Robert Sinclair (pictured), chief executive of AMI, said: “Following the publication of final MMR rules, when certainty returned to the market, lending has gradually expanded and both consumers and lenders have chosen to do this through the intermediary channel. It is concerning to see lenders continuing to challenge the results of the MMR now through this route, as whilst it has made the process more onerous for some consumers, more now receive good advice with the full protections that this affords. AMI is concerned that the paper does not recognise the difference between a broker who works in the best interests of the customer rather than the lender who is out to shift product.
“We are concerned that there is no respondents list so we can see who has contributed to this debate. However it is great news that the FCA has found that the mortgage market is now lending responsibly and that there are no issues with mortgage prisoners. This appears at odds with broker experience and that of the renowned consumer champion Martin Lewis, so no doubt the Chancellor will be assured by the FCA there will be no issues when interest rates rise. AMI considers that there remain underserved groups of borrowers in the areas of, interest only, lending into retirement, self employed, contract workers, foreign currency earners and ex-pats that still need attention if the market is to serve the whole.
“AMI will of course work with the FCA to ensure that consumers can have access to effective online tools to educate and enhance their access to the widest market. We will also contribute fully to ensuring that the debate on best lender and best product for each consumer is fully informed. Whilst we have no issue with lenders selling their own products, this cannot be advice in the full sense of the word, as any solution will be from a restricted product set. The Directive set out clear rules around panels and sets out that there must be full disclosure; the fact that a lender is, after all, a one firm panel appears lost in this paper.

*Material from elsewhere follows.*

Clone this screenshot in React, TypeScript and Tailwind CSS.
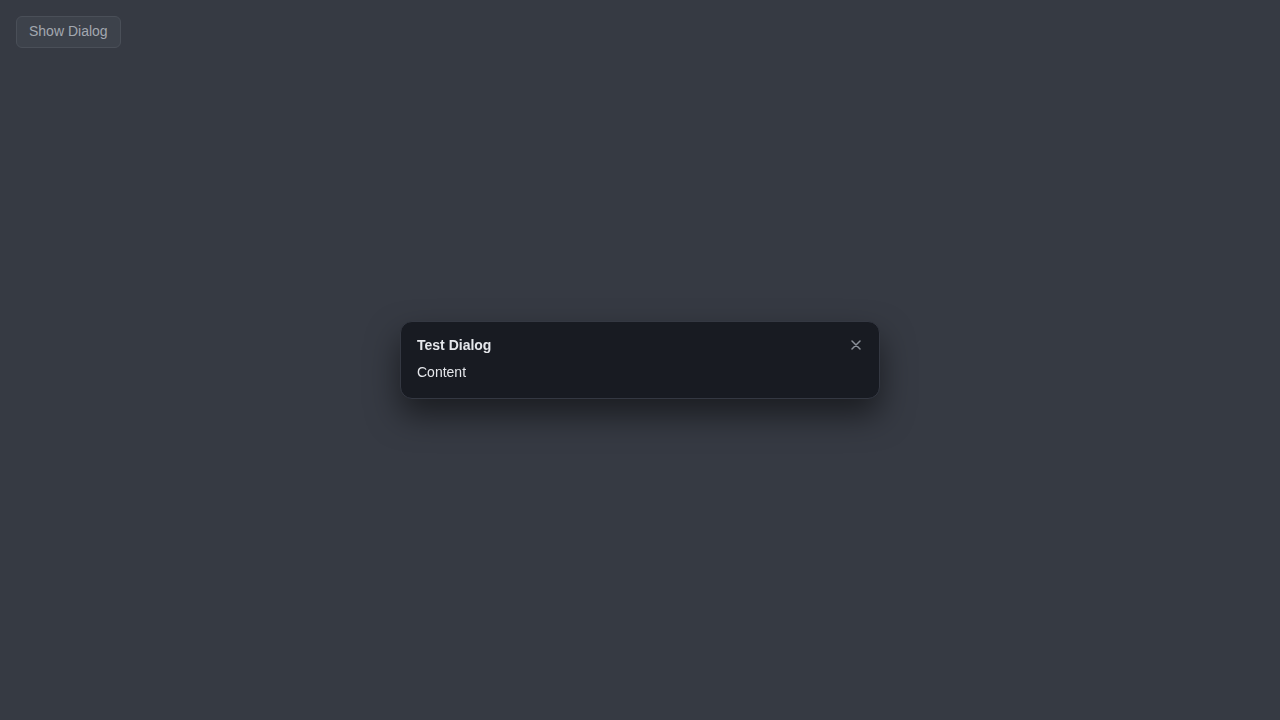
import { useState } from 'react';

export default function App() {
  const [open, setOpen] = useState(true);

  return (
    <div
      className="min-h-screen w-full bg-[#363a43] p-4"
      style={{ fontFamily: '"Liberation Sans", Arial, sans-serif' }}
    >
      {/* Trigger */}
      <button
        onClick={() => setOpen(true)}
        className="h-8 rounded-md border border-[#4a4f58] bg-[#3d424b] px-3 pb-0.5 text-sm text-[#a3a8b0]"
      >
        Show Dialog
      </button>

      {/* Dialog */}
      {open && (
        <div className="fixed inset-0 flex items-center justify-center">
          <div className="w-[480px] rounded-xl border border-[#343842] bg-[#181b22] px-4 pt-[13px] pb-4 shadow-[0_16px_32px_rgba(0,0,0,0.5)]">
            <div className="flex h-5 items-center justify-between">
              <h2 className="text-sm font-bold leading-5 text-[#e5e7eb]">Test Dialog</h2>
              <button
                onClick={() => setOpen(false)}
                className="mr-[2px] flex h-5 items-center text-[#8b9099]"
              >
                <svg className="h-[10px] w-[10px]" viewBox="0 0 10 10" fill="none" stroke="currentColor" strokeWidth={1.5} strokeLinecap="round">
                  <path d="M1 1l8 8M9 1L1 9" />
                </svg>
              </button>
            </div>
            <p className="mt-[7px] text-sm leading-5 text-[#e5e7eb]">Content</p>
          </div>
        </div>
      )}
    </div>
  );
}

“”We will work to ensure that any conflicts of interest in commercial arrangements are suitably managed and controlled. We are surprised to see this as an issue as we had assumed that firms that had any such concerns would have dealt with them before now. AMI does not see issues arising from the traditional procuration fee arrangement that was accepted as presenting no issues under MMR and is also enshrined within the European Mortgage Directive.”